Thursday, February 1, 2007

Dion on Kyoto - duplicitous or duped?

John Ivison's column in today's National Post raises important questions concerning Dion's commitment to the Kyoto Accord. He quotes B.C.- based emissions management consultant Aldyen Donnelly:

"The only way industry can do its 'fair share' under the Kyoto cap is to shut down at least 20% of existing manufacturing capacity and jobs over the next 36 months," she said. Even if a new government closed all of Ontario's coal-fired power stations, shut down all oilsands activity in Alberta and slapped a moratorium on new development, it would address less than one-quarter of Canada's current "Kyoto gap."

Mr. Ivison then correctly wonders:

Is Mr. Dion prepared to let the Canadian public in on this reality check, or is he deliberately misleading an electorate that polls suggest is in favour of Kyoto, even though two in three acknowledge they don't know anything about it?


Either Mr. Dion knows this and is being duplicitous for political gain or, worse, he doesn't and has been duped by the environmental lobby. Neither explanation inspires much confidence in him as a future prime minister.

I'd also bet most Canadians are unaware that even if we did meet our Kyoto targets at the expense of a 20% chop to the economy, the net effect on global climate would be near zero. In fact, since Canada's contribution to global GHGs is small, the effect on climate of shutting the economy down all together would be negligible.

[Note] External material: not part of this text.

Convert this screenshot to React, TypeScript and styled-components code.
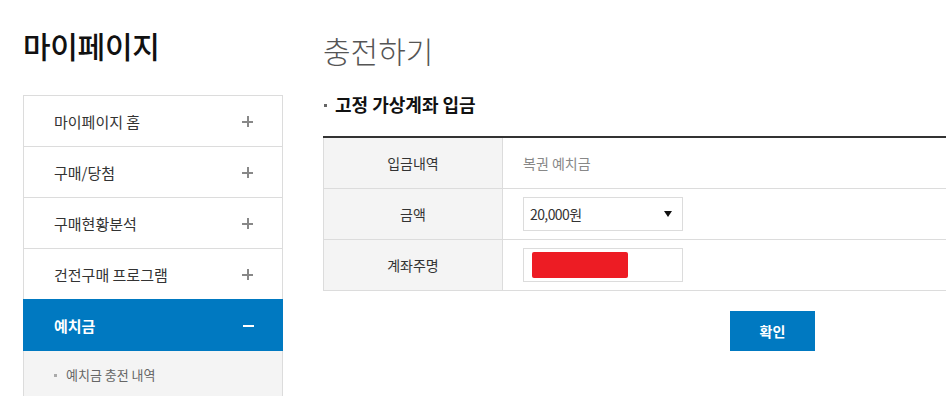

That's not to say, assuming there's a chance anthropogenic GHGs are actually the culprit, we shouldn't be doing our 'precautionary' bit. But it does strongly suggest that there's no great urgency, no reason for Canada to commit economic suicide other than to prove itself a global goody-two-shoes. Doesn't the world already know this?

I hope the National Post editorial board gets a chance soon to quiz Mr. Dion, and Messrs Harper and Layton, on these things. Canadians need to be informed.